* **DIRECTION**:
For the data below, work out how many lines contain the word "full" and supply only that number.

* **DATA SECTION**:
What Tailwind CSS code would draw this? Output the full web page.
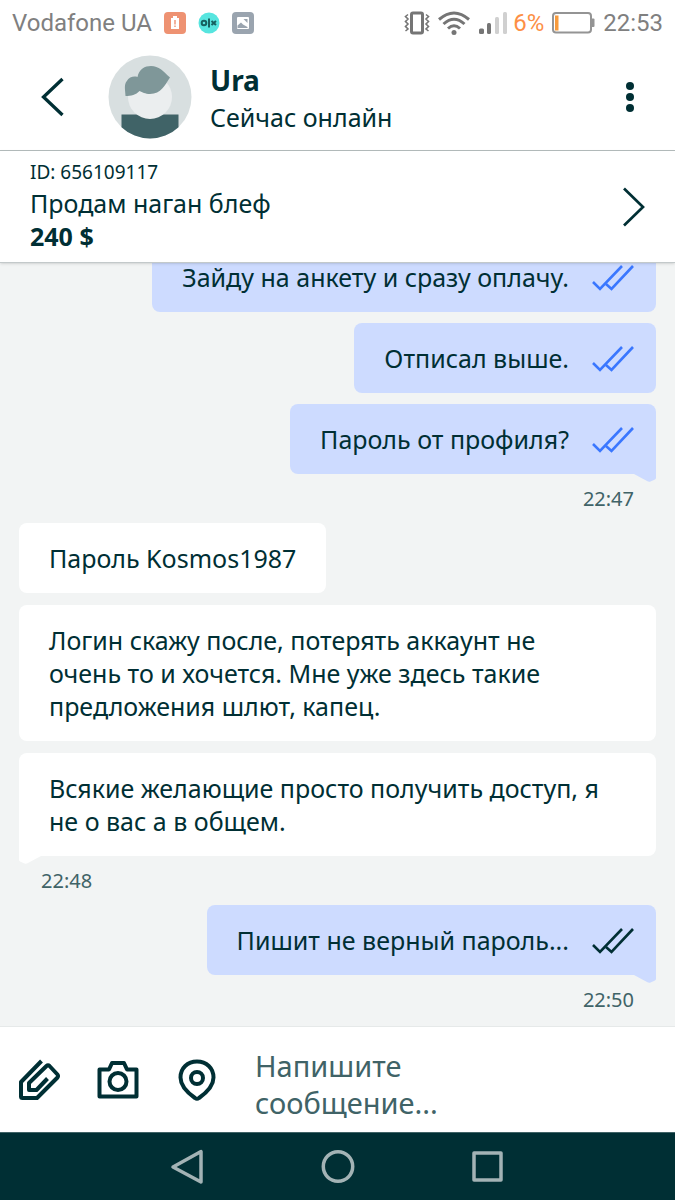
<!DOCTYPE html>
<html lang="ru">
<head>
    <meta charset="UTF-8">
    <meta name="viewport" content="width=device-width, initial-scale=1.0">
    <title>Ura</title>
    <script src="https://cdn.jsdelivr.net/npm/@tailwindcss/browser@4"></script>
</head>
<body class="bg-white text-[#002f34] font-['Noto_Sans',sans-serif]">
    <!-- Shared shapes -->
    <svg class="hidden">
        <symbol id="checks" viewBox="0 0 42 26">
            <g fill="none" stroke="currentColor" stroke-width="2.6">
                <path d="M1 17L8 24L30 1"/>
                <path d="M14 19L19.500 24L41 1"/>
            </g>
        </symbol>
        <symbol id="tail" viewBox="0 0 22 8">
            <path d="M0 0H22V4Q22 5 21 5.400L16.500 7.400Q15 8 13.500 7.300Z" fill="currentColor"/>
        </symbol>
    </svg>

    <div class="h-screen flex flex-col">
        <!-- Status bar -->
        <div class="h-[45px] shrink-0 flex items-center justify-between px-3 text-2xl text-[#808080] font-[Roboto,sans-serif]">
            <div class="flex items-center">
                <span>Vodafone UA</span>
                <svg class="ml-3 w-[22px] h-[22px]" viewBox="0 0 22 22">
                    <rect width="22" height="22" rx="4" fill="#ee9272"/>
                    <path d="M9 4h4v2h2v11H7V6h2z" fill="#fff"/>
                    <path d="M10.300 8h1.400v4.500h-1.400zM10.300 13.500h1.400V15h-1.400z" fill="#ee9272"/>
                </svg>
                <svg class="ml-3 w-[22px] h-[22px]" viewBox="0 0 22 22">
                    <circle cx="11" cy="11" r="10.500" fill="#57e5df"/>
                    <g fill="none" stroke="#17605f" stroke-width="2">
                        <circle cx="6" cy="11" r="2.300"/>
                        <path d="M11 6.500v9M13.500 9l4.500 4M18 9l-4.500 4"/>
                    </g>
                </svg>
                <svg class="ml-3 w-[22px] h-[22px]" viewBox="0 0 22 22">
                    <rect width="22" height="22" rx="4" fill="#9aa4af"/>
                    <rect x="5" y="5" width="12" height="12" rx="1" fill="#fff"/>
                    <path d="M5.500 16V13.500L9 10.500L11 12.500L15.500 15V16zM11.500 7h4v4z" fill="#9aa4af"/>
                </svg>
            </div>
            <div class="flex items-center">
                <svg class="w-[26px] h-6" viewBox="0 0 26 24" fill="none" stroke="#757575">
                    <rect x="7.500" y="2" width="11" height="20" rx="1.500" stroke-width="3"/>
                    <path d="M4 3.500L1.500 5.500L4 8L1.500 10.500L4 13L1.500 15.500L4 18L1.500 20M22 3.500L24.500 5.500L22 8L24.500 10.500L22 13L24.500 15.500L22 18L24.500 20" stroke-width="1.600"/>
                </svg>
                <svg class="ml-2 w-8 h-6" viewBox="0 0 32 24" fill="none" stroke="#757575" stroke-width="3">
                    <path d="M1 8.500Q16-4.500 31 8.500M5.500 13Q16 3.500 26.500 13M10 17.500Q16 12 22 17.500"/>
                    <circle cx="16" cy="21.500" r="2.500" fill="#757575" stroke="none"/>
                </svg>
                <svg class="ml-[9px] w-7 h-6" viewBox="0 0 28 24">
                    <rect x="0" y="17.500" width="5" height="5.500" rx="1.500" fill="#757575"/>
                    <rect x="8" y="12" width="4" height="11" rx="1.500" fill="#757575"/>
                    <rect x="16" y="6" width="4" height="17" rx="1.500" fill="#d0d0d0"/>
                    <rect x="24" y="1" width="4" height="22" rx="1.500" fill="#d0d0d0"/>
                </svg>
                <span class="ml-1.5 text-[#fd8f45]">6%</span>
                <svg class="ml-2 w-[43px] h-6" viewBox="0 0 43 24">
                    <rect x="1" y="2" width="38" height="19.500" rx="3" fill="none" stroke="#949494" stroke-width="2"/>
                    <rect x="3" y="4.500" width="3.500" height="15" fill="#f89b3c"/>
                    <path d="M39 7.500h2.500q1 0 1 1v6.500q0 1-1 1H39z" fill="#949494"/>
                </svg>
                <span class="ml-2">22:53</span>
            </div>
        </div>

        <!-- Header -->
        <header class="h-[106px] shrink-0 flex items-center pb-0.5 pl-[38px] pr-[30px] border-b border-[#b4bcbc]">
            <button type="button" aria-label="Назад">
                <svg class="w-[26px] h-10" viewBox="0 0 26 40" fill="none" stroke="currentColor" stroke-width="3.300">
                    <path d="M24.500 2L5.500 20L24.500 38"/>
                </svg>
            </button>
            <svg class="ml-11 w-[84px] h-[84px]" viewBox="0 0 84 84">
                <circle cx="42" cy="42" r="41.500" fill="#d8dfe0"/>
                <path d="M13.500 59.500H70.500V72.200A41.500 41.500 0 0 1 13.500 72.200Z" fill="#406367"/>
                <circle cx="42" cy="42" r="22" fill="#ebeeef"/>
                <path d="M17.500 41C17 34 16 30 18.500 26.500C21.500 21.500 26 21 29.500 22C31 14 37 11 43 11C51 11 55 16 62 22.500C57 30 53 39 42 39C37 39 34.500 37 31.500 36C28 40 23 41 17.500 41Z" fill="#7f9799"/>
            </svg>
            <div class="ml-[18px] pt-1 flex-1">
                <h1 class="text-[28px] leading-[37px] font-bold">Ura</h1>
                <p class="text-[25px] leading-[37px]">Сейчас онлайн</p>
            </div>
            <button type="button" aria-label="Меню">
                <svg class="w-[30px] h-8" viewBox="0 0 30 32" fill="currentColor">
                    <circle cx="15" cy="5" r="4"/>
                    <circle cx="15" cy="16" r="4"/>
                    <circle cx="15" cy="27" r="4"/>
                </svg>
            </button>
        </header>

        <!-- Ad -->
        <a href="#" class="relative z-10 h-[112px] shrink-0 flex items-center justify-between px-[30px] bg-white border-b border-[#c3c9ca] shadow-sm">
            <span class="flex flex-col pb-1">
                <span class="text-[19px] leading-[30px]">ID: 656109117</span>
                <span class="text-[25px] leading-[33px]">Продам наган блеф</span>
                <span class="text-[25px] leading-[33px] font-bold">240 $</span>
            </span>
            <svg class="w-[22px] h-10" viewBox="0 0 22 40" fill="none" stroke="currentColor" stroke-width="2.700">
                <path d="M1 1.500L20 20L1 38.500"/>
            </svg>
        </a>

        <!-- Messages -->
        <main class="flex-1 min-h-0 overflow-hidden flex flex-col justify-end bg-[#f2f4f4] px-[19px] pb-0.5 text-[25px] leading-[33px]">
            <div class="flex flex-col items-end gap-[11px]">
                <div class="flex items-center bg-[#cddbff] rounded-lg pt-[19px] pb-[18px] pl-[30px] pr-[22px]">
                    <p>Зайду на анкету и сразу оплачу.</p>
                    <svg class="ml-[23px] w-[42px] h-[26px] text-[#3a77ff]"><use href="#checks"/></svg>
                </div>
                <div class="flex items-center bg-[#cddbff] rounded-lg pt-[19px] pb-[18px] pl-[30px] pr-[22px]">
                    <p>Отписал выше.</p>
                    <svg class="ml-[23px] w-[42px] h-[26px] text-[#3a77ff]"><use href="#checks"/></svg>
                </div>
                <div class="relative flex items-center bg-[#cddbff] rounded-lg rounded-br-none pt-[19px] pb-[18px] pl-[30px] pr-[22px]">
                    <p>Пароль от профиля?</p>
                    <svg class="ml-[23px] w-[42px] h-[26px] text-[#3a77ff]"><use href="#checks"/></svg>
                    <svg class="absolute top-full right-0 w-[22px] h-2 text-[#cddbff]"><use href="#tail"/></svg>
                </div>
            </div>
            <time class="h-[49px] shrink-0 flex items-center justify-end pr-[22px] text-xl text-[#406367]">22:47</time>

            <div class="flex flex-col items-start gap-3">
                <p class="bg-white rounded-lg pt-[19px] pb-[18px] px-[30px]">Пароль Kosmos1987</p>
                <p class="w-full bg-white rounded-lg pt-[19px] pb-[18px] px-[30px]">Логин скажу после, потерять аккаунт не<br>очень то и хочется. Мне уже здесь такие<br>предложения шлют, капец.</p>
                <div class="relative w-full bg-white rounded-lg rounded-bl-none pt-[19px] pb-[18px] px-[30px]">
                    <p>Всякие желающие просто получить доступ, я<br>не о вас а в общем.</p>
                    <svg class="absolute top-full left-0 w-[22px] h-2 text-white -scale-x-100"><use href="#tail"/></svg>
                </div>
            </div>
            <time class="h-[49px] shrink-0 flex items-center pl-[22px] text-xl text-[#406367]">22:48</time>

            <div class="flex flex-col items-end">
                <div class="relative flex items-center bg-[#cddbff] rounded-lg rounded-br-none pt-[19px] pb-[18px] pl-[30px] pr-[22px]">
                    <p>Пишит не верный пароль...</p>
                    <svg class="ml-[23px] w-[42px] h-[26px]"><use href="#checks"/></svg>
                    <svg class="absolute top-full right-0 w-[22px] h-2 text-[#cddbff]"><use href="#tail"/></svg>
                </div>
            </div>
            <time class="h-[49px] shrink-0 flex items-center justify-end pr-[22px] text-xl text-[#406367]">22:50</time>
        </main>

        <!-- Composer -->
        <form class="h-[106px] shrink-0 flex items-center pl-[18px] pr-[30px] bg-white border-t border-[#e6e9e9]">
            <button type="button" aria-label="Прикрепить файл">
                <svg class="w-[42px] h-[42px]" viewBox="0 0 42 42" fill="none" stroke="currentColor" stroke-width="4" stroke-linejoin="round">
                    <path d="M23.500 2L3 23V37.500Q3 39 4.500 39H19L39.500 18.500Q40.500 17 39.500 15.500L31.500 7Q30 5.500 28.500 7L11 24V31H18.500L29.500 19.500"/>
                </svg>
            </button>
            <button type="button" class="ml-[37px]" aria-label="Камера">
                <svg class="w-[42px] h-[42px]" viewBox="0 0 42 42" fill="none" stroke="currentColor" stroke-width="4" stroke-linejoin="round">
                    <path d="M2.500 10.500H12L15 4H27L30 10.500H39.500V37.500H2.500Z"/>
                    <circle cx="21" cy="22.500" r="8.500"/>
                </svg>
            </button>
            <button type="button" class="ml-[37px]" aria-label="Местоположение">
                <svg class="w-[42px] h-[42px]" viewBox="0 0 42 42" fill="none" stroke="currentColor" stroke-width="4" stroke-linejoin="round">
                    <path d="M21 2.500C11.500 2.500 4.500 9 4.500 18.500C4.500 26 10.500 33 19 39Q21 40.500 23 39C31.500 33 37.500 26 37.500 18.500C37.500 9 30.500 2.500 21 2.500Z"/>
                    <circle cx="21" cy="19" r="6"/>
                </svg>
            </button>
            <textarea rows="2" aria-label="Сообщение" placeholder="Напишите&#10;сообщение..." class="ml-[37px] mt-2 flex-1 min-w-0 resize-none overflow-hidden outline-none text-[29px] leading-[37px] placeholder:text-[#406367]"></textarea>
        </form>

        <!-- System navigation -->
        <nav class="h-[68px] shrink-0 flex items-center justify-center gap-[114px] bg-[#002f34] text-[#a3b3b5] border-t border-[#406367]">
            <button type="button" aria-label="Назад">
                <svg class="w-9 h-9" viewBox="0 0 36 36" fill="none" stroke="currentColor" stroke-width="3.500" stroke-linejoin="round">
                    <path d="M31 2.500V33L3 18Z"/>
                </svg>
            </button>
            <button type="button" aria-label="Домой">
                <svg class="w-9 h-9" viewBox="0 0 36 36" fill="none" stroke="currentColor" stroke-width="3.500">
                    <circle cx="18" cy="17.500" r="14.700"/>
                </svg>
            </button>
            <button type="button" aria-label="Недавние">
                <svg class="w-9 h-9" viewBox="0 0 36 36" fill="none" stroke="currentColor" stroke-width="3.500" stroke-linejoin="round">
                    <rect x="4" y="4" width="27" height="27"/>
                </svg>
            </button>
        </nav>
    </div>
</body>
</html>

* **OUTPUT BELOW**:
6